-- TASK INSTRUCTIONS --
Gather every line that includes the word "index", please.

-- DATA EXCERPT --
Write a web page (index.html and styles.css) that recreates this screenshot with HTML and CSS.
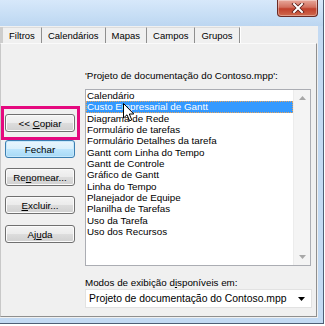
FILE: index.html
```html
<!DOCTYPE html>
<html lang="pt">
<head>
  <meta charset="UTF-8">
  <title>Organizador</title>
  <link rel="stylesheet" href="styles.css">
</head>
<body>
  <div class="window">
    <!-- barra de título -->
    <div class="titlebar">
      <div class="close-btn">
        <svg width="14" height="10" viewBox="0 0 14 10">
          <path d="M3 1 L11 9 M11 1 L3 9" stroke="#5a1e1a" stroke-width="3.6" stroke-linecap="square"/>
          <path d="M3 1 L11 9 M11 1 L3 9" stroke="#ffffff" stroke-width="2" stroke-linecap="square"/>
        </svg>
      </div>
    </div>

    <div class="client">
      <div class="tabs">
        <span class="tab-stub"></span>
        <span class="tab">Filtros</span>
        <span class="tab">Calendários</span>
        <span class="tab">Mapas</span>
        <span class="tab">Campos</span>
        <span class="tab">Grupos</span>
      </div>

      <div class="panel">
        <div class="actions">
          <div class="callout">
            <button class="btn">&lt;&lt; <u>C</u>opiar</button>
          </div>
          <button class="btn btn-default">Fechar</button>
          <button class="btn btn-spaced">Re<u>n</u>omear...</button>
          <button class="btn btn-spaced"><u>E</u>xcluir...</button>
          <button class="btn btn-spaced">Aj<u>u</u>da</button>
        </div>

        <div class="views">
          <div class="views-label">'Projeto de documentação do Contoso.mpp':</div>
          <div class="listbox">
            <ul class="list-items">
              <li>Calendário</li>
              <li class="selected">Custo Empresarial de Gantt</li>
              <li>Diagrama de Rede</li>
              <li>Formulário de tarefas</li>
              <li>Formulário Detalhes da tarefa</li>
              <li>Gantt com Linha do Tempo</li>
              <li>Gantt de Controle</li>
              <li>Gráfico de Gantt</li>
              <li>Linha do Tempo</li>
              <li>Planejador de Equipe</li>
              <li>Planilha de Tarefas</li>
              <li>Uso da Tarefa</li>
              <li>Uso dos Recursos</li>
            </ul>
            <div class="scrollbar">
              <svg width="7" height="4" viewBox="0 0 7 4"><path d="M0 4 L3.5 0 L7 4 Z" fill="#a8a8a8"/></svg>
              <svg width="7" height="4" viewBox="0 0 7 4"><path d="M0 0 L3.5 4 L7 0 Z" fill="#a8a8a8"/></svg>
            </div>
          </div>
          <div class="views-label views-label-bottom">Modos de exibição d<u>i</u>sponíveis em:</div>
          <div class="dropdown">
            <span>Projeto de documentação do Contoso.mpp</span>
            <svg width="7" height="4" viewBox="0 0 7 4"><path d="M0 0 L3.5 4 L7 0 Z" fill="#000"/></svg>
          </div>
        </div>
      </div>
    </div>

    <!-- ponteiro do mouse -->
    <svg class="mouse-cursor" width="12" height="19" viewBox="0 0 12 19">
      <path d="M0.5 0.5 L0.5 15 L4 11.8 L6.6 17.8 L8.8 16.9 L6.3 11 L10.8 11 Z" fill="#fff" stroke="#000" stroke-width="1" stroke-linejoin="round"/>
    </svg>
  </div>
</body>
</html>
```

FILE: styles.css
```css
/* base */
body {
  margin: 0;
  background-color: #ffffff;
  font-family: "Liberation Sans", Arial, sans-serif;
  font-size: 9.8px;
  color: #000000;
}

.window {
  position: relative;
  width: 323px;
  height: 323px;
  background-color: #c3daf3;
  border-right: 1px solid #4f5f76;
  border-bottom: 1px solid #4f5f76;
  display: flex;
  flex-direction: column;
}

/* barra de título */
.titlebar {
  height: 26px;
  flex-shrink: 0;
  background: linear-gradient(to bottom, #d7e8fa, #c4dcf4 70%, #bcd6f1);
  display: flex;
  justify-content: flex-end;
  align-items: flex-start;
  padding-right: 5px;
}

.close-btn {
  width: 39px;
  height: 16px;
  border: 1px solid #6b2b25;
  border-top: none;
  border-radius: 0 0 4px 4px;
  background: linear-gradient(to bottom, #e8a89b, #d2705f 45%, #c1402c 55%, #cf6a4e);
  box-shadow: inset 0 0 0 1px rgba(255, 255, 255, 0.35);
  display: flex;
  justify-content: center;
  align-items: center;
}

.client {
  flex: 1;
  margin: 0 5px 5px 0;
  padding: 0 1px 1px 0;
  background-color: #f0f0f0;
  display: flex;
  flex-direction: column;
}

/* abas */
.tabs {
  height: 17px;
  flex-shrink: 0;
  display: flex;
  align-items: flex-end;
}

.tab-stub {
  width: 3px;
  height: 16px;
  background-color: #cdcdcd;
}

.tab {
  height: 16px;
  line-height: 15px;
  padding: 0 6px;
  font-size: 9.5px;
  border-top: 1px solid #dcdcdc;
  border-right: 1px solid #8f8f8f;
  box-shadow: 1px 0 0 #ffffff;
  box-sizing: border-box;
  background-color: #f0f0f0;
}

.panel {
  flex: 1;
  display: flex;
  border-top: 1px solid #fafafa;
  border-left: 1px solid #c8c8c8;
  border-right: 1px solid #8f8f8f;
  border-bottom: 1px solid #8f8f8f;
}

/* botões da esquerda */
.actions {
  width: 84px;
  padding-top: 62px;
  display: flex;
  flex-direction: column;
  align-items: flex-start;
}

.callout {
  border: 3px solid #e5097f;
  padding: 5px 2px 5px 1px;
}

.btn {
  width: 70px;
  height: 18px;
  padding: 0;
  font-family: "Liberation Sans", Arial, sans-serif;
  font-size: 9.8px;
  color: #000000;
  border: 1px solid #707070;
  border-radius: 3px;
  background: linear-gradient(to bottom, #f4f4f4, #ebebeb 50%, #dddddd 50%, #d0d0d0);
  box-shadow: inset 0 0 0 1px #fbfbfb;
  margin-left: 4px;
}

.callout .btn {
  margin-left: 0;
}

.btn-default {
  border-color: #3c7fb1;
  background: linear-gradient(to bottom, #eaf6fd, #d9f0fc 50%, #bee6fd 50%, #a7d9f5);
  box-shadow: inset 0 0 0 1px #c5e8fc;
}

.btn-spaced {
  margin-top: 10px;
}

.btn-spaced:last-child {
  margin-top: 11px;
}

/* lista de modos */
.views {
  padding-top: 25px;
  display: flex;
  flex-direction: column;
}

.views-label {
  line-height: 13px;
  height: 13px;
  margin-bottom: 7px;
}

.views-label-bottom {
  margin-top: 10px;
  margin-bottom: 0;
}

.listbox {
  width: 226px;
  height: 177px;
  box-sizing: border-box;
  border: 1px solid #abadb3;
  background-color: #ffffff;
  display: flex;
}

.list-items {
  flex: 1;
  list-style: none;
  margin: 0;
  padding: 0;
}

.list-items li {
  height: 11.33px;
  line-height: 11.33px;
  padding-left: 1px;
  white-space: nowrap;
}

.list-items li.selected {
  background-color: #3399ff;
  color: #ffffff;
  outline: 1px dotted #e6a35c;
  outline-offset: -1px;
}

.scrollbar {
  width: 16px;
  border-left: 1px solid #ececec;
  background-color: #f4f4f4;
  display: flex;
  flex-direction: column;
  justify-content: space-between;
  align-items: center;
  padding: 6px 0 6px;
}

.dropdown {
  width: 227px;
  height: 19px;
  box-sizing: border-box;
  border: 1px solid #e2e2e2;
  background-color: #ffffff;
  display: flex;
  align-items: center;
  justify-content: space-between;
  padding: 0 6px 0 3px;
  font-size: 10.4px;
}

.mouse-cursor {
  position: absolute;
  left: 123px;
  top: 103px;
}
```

-- WRITTEN RESPONSE --
Write a web page (index.html and styles.css) that recreates this screenshot with HTML and CSS.
FILE: index.html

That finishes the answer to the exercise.